The exercise
Copy out, from the entries below, each line holding the string "document".

Provided information
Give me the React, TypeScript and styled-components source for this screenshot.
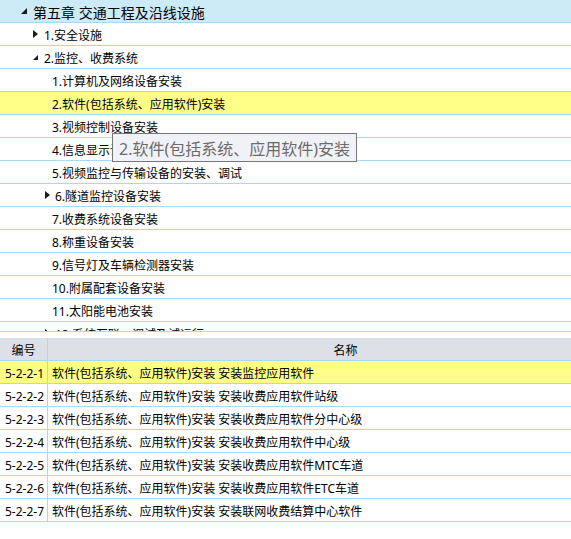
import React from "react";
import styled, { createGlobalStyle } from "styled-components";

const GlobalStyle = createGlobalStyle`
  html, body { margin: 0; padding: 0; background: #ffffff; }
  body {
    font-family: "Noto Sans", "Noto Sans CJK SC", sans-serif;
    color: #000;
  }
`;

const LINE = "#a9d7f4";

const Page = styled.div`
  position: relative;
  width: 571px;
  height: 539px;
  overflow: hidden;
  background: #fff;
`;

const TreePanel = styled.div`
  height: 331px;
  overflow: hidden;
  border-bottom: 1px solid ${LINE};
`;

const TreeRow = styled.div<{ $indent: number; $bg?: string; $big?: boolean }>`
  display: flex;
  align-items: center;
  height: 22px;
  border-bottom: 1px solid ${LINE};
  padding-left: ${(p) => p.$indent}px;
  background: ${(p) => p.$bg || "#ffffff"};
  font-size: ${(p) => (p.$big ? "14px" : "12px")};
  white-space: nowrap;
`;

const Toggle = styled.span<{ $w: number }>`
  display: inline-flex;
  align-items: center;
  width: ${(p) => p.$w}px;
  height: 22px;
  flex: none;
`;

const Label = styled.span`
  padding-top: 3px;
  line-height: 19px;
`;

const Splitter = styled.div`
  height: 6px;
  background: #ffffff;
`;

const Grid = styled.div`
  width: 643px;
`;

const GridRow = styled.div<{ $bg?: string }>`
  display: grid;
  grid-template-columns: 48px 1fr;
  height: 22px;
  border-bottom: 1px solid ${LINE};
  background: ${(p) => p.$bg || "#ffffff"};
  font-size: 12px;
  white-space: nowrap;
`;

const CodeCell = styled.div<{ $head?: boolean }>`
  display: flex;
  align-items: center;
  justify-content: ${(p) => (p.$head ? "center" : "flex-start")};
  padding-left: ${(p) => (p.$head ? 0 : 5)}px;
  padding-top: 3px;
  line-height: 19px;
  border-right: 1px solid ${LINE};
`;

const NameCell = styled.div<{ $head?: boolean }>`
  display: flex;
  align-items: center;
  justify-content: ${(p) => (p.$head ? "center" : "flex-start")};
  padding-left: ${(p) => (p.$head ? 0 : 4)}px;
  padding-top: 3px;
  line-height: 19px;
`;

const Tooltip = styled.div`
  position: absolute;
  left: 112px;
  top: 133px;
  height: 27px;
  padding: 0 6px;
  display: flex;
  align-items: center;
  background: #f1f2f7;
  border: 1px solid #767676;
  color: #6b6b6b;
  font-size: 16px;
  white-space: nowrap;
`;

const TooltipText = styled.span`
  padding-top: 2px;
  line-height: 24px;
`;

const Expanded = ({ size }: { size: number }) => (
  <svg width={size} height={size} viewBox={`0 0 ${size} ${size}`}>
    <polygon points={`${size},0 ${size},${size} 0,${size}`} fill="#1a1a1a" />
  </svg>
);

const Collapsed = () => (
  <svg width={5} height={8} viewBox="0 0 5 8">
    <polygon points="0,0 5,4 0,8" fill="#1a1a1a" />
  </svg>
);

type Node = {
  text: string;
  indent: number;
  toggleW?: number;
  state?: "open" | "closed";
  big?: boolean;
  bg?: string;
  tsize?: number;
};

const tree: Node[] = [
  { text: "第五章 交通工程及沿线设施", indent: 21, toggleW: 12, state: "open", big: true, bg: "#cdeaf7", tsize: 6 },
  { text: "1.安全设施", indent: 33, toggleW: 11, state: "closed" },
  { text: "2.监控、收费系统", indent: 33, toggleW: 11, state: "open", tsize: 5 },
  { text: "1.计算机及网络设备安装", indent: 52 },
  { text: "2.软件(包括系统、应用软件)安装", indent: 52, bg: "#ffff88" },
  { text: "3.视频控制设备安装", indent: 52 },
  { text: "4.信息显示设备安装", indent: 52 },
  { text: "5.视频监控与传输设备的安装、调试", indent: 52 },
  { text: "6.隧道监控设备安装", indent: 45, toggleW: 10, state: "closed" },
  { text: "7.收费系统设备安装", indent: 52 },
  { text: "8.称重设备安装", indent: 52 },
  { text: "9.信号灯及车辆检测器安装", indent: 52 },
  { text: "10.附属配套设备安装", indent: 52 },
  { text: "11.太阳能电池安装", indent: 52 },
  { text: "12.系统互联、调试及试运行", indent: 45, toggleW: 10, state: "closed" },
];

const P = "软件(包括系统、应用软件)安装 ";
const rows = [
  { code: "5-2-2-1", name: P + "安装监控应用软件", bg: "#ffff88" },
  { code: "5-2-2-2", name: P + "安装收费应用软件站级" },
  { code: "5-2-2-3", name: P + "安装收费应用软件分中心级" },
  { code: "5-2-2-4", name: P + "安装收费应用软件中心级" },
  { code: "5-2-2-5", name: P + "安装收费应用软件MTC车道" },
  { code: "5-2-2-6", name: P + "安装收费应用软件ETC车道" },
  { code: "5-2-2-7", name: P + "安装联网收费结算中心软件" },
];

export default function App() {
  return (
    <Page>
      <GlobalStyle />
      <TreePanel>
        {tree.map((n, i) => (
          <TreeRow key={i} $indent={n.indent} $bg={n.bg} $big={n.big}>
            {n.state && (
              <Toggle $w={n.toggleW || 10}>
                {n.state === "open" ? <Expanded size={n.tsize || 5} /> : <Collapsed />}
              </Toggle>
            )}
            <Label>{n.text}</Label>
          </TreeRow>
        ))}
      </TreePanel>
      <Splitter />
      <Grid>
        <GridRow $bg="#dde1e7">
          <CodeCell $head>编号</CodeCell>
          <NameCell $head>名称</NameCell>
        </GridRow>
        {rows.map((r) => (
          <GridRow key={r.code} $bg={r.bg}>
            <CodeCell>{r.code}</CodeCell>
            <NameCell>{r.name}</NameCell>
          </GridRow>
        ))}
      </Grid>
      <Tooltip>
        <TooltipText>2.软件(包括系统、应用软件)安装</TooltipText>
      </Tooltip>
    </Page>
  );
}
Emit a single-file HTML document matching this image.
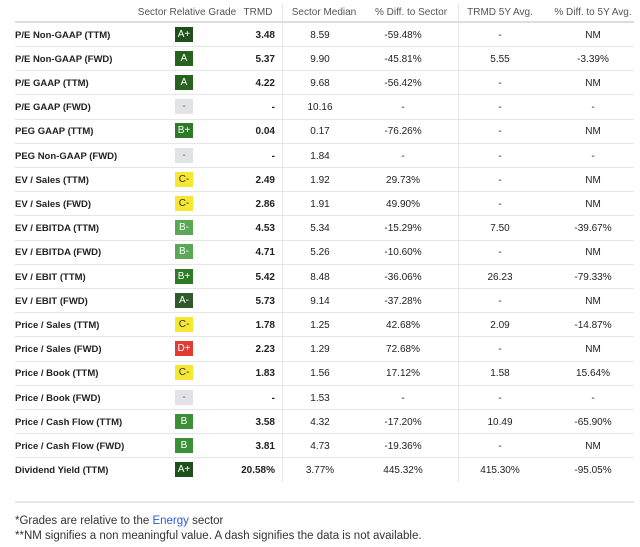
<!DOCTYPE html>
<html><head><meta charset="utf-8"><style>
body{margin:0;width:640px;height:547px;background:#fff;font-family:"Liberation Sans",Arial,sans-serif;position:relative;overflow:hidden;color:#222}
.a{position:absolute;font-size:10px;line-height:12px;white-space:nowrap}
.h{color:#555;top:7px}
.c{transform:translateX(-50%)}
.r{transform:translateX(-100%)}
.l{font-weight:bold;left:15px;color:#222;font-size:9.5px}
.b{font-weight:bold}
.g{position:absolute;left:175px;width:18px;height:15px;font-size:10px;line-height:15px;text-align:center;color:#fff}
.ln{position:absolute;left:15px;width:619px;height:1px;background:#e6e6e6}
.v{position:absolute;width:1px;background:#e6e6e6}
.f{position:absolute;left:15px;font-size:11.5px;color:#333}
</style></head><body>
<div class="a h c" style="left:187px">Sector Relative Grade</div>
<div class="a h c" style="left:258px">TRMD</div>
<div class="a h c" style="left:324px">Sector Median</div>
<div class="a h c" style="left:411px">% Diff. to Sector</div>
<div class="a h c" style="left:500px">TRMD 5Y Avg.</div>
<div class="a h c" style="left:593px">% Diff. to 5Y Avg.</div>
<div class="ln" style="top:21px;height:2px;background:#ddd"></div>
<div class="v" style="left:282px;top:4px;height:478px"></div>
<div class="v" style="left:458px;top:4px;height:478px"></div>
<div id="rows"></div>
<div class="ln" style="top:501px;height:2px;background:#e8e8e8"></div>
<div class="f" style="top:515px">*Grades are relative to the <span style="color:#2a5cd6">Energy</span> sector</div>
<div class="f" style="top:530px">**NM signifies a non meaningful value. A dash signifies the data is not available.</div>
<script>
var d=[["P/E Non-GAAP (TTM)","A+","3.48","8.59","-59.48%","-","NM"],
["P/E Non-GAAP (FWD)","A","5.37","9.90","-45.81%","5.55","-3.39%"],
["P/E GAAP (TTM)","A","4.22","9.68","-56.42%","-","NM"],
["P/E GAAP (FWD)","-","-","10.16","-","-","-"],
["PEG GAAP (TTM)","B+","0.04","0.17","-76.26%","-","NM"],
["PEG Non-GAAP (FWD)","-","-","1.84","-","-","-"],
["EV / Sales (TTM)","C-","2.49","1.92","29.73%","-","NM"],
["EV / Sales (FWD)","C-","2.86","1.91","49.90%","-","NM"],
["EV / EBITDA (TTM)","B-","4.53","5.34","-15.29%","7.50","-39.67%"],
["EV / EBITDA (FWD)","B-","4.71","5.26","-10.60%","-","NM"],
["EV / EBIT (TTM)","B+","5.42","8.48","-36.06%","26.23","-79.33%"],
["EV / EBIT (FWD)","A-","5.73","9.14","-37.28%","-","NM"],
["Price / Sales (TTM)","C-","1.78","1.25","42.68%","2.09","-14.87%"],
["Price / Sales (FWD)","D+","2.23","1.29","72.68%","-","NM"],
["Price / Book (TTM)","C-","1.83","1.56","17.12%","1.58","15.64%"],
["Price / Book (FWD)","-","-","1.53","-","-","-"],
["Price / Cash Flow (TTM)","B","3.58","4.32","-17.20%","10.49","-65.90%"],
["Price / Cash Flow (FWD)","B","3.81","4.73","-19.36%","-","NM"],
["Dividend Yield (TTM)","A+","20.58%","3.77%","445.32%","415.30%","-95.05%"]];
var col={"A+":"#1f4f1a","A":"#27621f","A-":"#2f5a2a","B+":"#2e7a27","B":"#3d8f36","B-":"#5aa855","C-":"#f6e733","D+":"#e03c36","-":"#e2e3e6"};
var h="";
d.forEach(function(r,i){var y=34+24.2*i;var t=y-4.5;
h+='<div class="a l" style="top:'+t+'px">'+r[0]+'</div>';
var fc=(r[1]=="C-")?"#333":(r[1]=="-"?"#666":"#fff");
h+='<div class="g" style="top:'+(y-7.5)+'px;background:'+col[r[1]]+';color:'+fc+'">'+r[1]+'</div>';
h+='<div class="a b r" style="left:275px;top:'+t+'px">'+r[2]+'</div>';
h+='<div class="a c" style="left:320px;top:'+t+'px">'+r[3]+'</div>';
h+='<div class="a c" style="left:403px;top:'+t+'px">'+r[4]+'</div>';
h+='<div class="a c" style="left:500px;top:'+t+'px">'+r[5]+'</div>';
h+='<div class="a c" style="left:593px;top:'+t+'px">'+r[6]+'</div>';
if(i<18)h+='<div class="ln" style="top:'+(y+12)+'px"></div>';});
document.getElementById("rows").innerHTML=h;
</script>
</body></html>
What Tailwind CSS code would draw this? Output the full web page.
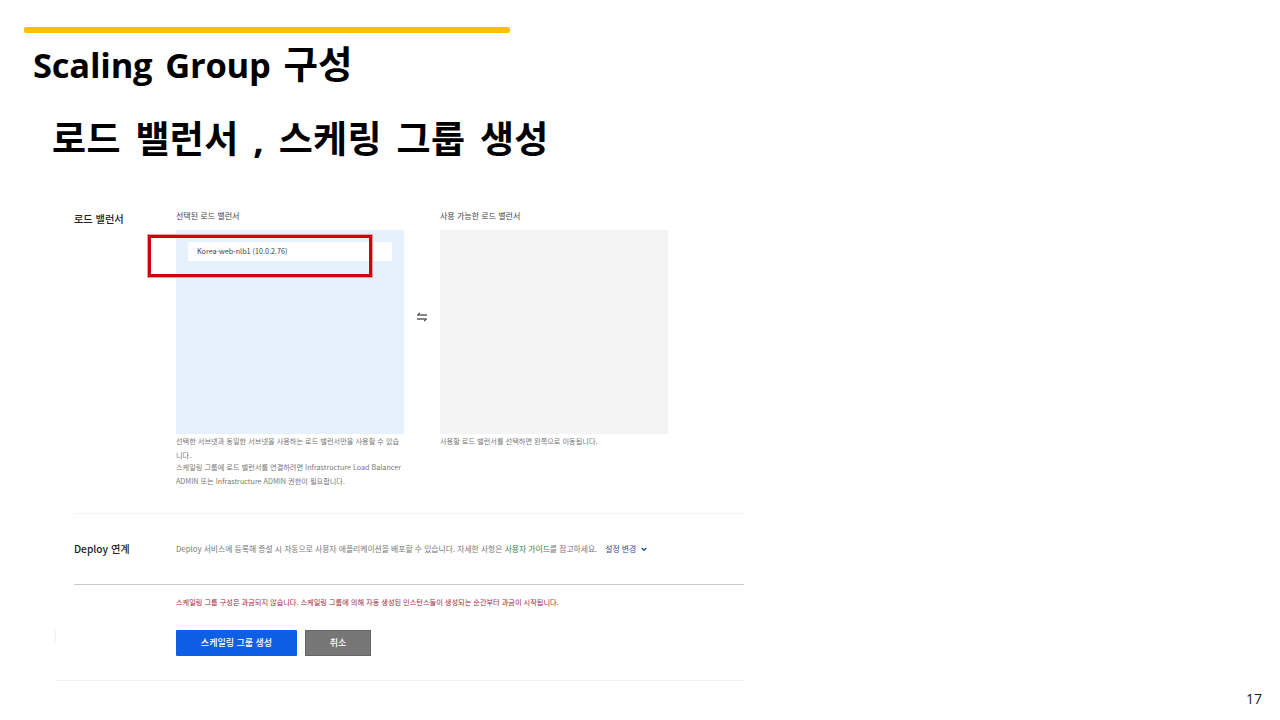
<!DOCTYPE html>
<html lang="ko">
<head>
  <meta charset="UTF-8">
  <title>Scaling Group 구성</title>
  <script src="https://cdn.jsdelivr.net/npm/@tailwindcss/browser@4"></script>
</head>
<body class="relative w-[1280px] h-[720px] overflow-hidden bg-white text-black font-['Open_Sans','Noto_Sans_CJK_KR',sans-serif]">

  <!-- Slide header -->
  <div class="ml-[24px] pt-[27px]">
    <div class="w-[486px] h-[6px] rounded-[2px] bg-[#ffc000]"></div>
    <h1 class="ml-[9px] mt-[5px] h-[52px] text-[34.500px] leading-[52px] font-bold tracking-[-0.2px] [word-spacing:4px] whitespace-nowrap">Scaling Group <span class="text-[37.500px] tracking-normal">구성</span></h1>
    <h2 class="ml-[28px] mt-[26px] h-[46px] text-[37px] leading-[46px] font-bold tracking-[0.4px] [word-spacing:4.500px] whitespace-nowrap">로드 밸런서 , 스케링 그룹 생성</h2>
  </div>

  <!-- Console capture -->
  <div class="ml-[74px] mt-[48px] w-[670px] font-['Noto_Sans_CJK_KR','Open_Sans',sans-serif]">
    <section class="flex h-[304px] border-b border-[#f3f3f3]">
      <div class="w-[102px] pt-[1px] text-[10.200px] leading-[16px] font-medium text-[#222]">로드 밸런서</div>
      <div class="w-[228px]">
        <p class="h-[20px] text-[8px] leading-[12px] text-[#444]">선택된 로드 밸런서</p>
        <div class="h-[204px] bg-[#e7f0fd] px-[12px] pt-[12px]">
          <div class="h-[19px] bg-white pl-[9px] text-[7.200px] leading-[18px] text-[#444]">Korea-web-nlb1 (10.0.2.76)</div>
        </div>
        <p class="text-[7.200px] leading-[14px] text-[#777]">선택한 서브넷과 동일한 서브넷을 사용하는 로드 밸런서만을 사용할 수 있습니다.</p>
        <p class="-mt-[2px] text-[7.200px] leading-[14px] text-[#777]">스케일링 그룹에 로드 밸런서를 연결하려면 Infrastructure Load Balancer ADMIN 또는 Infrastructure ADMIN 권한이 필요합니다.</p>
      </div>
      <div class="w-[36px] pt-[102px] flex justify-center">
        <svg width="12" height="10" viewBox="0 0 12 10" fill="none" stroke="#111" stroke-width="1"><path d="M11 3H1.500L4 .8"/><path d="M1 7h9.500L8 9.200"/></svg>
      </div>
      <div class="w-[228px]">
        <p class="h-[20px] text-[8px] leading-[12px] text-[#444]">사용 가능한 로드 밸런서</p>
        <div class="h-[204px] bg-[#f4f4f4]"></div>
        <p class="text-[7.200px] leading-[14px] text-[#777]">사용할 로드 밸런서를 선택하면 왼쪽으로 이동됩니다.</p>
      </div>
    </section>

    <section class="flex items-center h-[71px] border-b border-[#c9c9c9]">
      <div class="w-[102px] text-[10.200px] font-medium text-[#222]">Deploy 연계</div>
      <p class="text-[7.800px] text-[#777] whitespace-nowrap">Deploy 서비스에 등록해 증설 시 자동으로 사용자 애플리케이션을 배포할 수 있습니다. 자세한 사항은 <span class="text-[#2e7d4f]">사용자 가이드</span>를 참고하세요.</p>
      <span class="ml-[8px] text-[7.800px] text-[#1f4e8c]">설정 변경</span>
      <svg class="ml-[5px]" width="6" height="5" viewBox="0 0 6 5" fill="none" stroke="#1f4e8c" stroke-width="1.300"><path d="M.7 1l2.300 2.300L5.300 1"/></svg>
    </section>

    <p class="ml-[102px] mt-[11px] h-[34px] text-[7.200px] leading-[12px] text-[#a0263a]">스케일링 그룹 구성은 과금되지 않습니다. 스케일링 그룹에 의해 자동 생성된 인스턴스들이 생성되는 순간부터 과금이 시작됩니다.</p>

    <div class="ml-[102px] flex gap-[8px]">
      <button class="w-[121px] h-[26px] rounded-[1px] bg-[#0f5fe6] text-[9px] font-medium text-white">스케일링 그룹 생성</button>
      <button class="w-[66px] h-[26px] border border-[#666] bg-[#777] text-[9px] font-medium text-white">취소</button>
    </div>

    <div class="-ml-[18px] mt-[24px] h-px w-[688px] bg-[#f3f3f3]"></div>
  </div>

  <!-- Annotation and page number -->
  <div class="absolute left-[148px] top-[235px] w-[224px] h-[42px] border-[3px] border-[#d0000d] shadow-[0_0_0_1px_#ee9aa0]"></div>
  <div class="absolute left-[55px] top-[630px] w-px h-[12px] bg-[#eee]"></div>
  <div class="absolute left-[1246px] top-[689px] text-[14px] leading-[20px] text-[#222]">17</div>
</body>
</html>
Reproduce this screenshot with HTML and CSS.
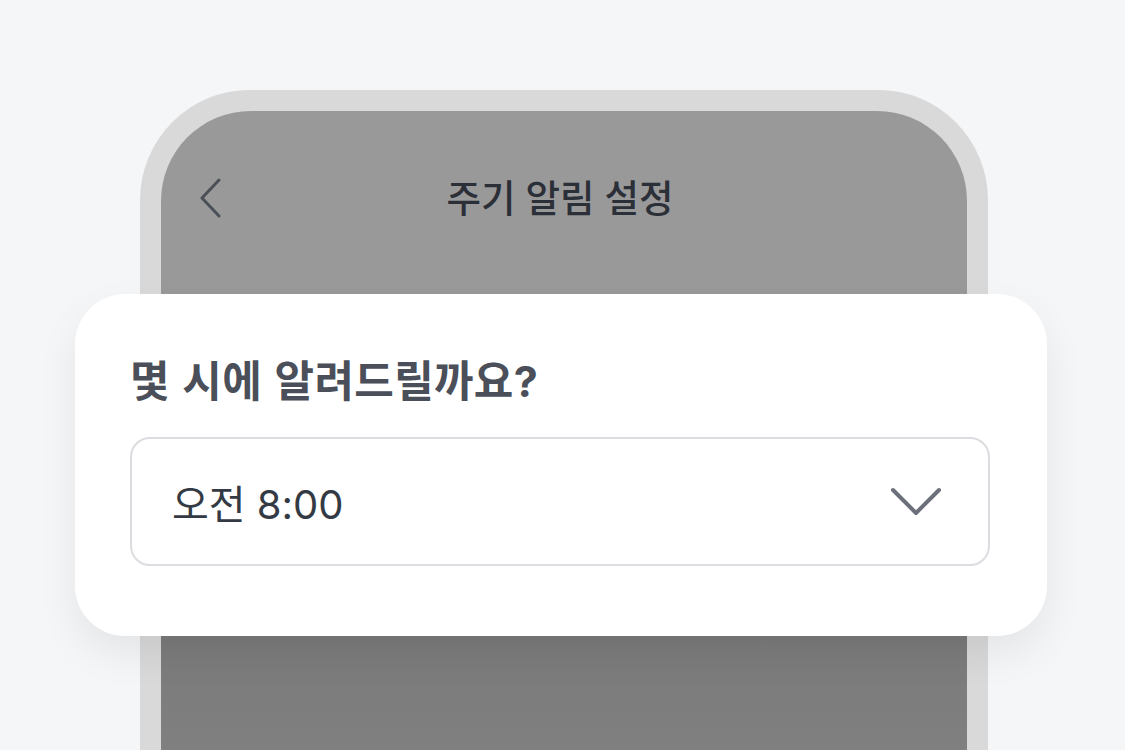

Problem solution
Emit a single-file HTML document matching this image.
document.getElementById("rows").innerHTML=h;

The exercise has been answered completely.